There are poisonous newts, most notably the rough-skinned newt, which is very poisonous.
Is the Black Salamander poisonous to cats?
The black salamander is quite poisonous to the touch. Not much is known about its effect on cats, specifically. Fortunately, they are quite rare and the only way they can ever have contact with your cat is if you or anyone you know keeps one as a pet.
Is the Marble Salamander poisonous to cats?
They may cause irritation on the cat’s skin because this species of salamander excretes a unique kind of poison on its tail to fend off predators. Marble salamanders are commonly kept as pets, so just keep your cat away from them.
Is the Fire Salamander poisonous to cats?
Yes, fire salamanders are able to shoot and release a toxic spray when it feels like it is in danger. They are commonly found all over the European continent. Keep your cats away from them as their poison causes irritation, sickness, and convulsions.
Are lizards poisonous to cats?
We’ve already established that salamanders are not lizards, nor are they reptiles. Since they resemble salamanders so much, at first glance you might have thought your cat ingested a salamander, only to find out that it was actually a lizard.
Not all lizards are poisonous to cats. Though, with over 4,000 species of lizard, it is inevitable for a handful of them to be poisonous.
Just as with salamanders, do ample research regarding the local lizard species in your part of the country.
Symptoms of salamander poisoning
If despite your helicopter pet-parenting, you still find yourself in a situation where you suspect that your cat has touched, licked, or eaten a salamander, look for these signs and symptoms:
- Foaming at the mouth or drooling excessively
- Vomiting or retching
- Weakness or lethargy
- Loss of appetite
- Excessive thirst
- Constantly pawing at their tongue and mouth
- Pale or yellow gums’
- Crossed eyes
- Inability to hold body up or stand
- Erratic body movements
- Seizure, muscle convulsions or even paralysis
- Coma or even rapid deterioration of health, and death
There are a lot of symptoms because of the hundreds of types of salamanders, often one species of salamander can cause half of those symptoms, while a different species may cause a cat to exhibit the more serious symptoms.

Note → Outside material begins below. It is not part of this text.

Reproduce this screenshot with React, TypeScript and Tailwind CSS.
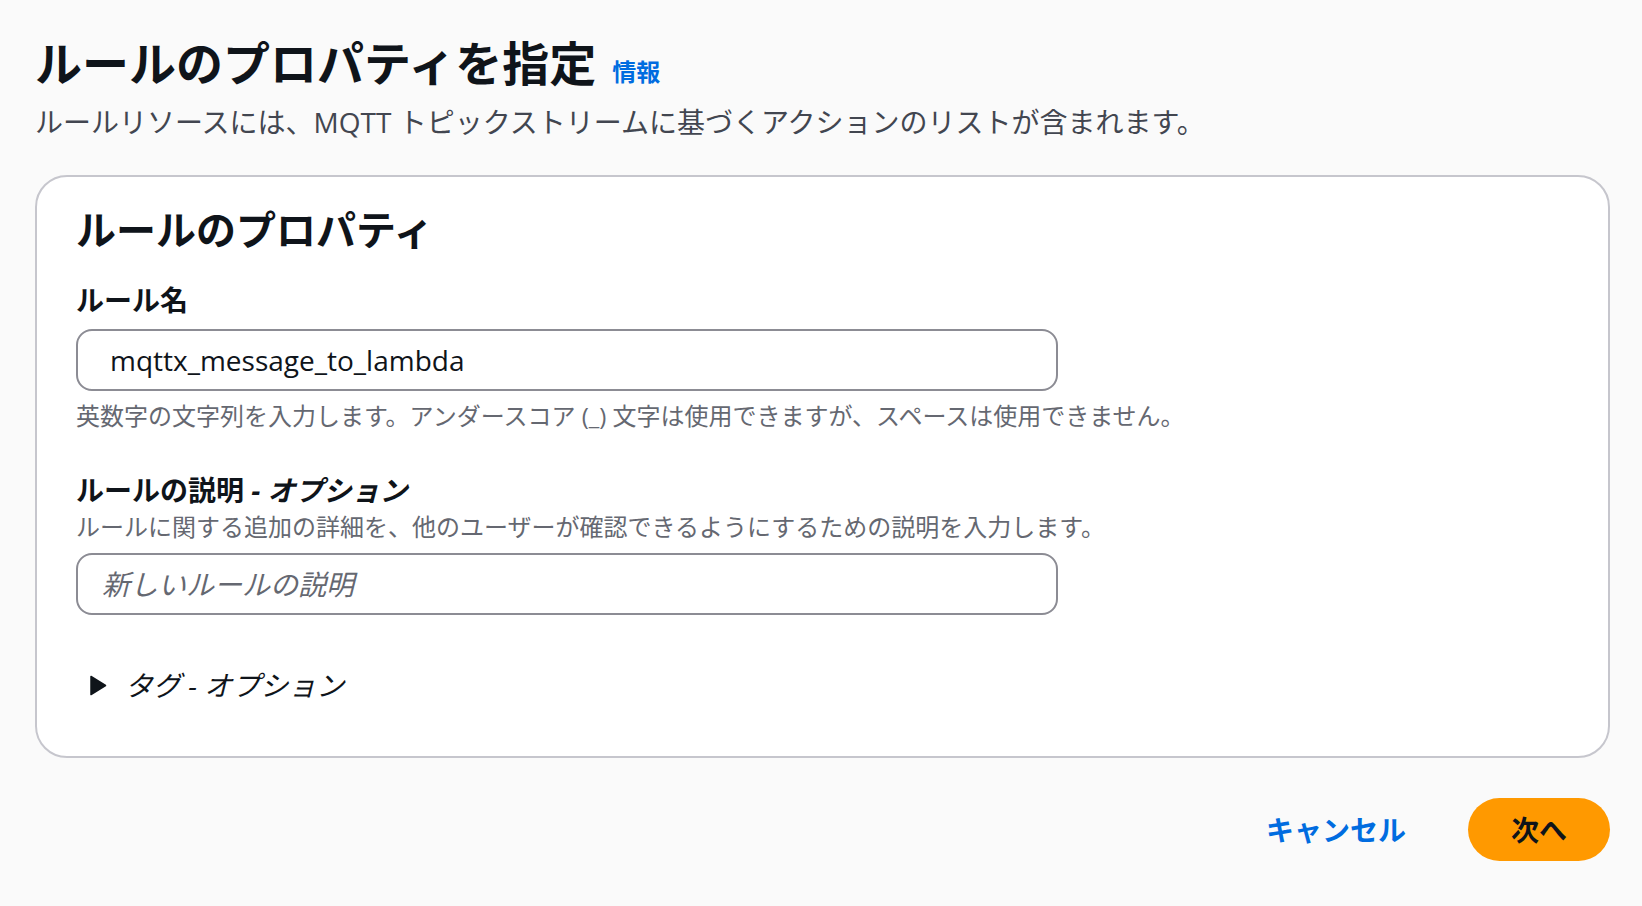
const Field = ({ label, optional, help, children }: { label: string; optional?: boolean; help?: string; children: React.ReactNode }) => (
  <div className="flex flex-col">
    <label className="text-[28px] leading-[36px] font-bold text-[#0f141a]">
      {label}
      {optional && <span className="italic"> - オプション</span>}
    </label>
    {help && <p className="mt-[3px] text-[24px] leading-[32px] text-[#656871]">{help}</p>}
    {children}
  </div>
);

const App = () => {
  return (
    <div className="min-h-screen bg-[#fafafa] pl-[35px] pr-[32px] pt-[33px] font-['Open_Sans','Noto_Sans_CJK_JP',sans-serif] text-[#0f141a]">
      {/* HEADER */}
      <div className="flex items-baseline gap-[16px]">
        <h1 className="text-[47px] leading-[60px] font-bold">ルールのプロパティを指定</h1>
        <a className="text-[24px] font-bold text-[#006ce0]">情報</a>
      </div>
      <p className="mt-[11px] text-[28px] leading-[36px] text-[#424650]">
        ルールリソースには、MQTT トピックストリームに基づくアクションのリストが含まれます。
      </p>

      {/* CARD */}
      <section className="mt-[35px] rounded-[32px] border-2 border-[#c6c6cd] bg-white pl-[39px] pr-[39px] pt-[29px] pb-[53px]">
        <h2 className="text-[40px] leading-[48px] font-bold">ルールのプロパティ</h2>

        <div className="mt-[28px]">
          <Field label="ルール名">
            <div className="mt-[11px] flex h-[62px] w-[982px] items-center rounded-[16px] border-2 border-[#8c8c94] bg-white px-[32px] text-[28px]">
              mqttx_message_to_lambda
            </div>
            <p className="mt-[9px] text-[24px] leading-[32px] text-[#656871]">
              英数字の文字列を入力します。アンダースコア (_) 文字は使用できますが、スペースは使用できません。
            </p>
          </Field>
        </div>

        <div className="mt-[40px]">
          <Field
            label="ルールの説明"
            optional
            help="ルールに関する追加の詳細を、他のユーザーが確認できるようにするための説明を入力します。"
          >
            <div className="mt-[10px] flex h-[62px] w-[982px] items-center rounded-[16px] border-2 border-[#8c8c94] bg-white px-[24px] text-[28px] italic text-[#656871]">
              新しいルールの説明
            </div>
          </Field>
        </div>

        <div className="mt-[52px] flex items-center gap-[18px] pl-[13px] text-[28px] leading-[36px] italic">
          <svg width="18" height="21" viewBox="0 0 18 21">
            <path d="M2 1.5 L16.5 10.5 L2 19.5 Z" fill="#0f141a" stroke="#0f141a" strokeWidth="1.5" strokeLinejoin="round" />
          </svg>
          <span>タグ - オプション</span>
        </div>
      </section>

      {/* FOOTER */}
      <div className="mt-[40px] flex items-center justify-end gap-[62px]">
        <button className="text-[28px] font-bold text-[#006ce0]">キャンセル</button>
        <button className="flex h-[63px] w-[142px] items-center justify-center rounded-full bg-[#ff9900] text-[28px] font-bold text-[#0f141a]">
          次へ
        </button>
      </div>
    </div>
  );
};

export default App;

Even if your cat does not have these symptoms, but you are positive that he has had contact with a salamander, you should still consider the possibility of your cat contracting liver flukes.

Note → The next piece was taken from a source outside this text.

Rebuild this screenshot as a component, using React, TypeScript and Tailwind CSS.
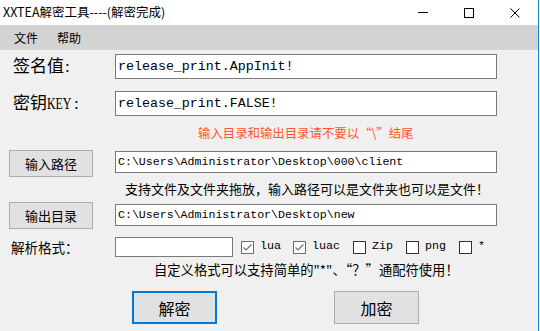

Liver flukes are parasitic worms that use salamanders and newts as intermediate hosts, which mean they are larvae while in the salamander. If eaten by your cat, these larvae will mature into adult liver flukes in your cat’s body, specifically, in the bile ducts, gallbladder, and liver of your cat.

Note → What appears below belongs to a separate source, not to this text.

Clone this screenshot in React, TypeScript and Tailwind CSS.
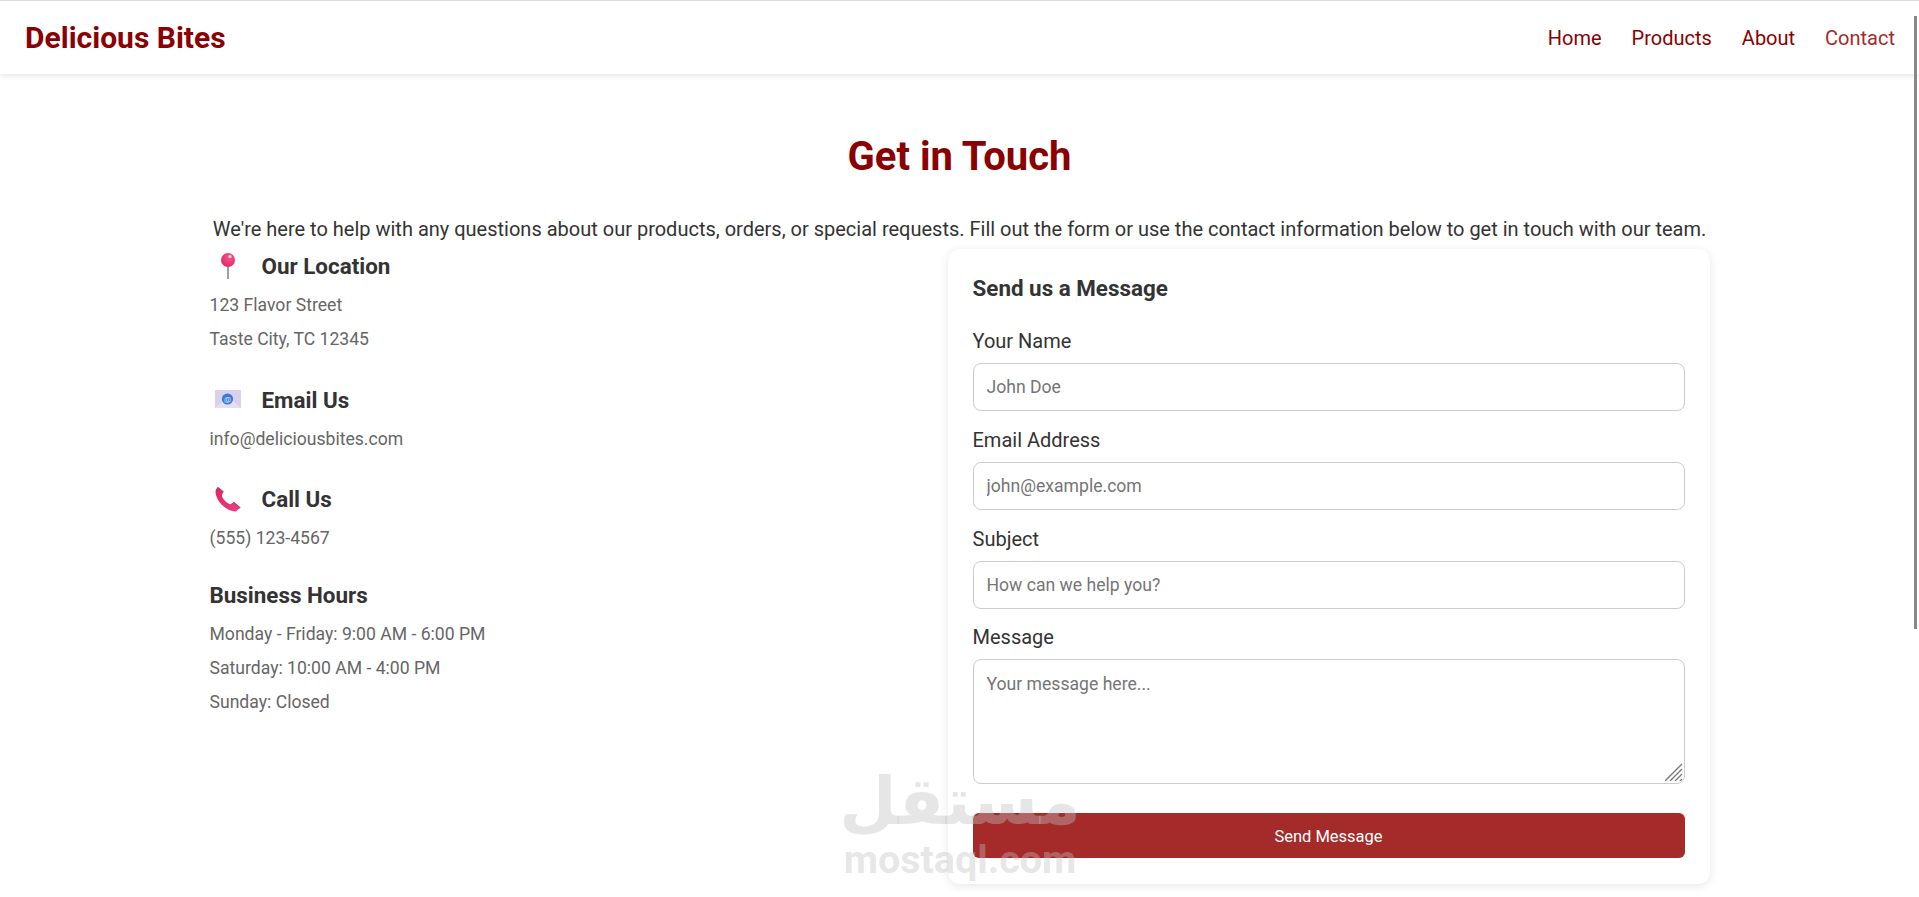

It will take the liver fluke eight to twelve weeks to mature, so you might think your cat is perfectly fine, only to find out that it has been hosting a parasite.
Symptoms of a liver fluke infection include fever, weight loss, distention of the abdomen, lethargy, diarrhea, vomiting, and jaundice.
What do I do when my cat has played with, licked, or eaten a salamander?
Contact your cat’s veterinarian immediately. They will advise you on the proper steps to take. Observe if your cat exhibits the symptoms listed above. If they have even just one or two of the symptoms, bring your cat to the vet. Never wait until the symptoms worsen.
If possible, take a picture of the salamander your cat came into contact with. Your vet most probably has knowledge of the salamander species indigenous to your town.
As the old adage goes,”prevention is better than cure”, so if you know of an animal handler or expert, ask them to remove and relocate salamanders from your house to a more natural habitat. If this is not possible, then keeping an eye on your cat when you let it out of the house is key.
Many Salamanders all have a level of toxicity when in contact with a cat, which can go from mild to fatal. Always be vigilant of the presence of these creatures around your home. If your cat does touch or eat one, contact your vet immediately. Take a picture of the salamander if you can, for easier identification of the species.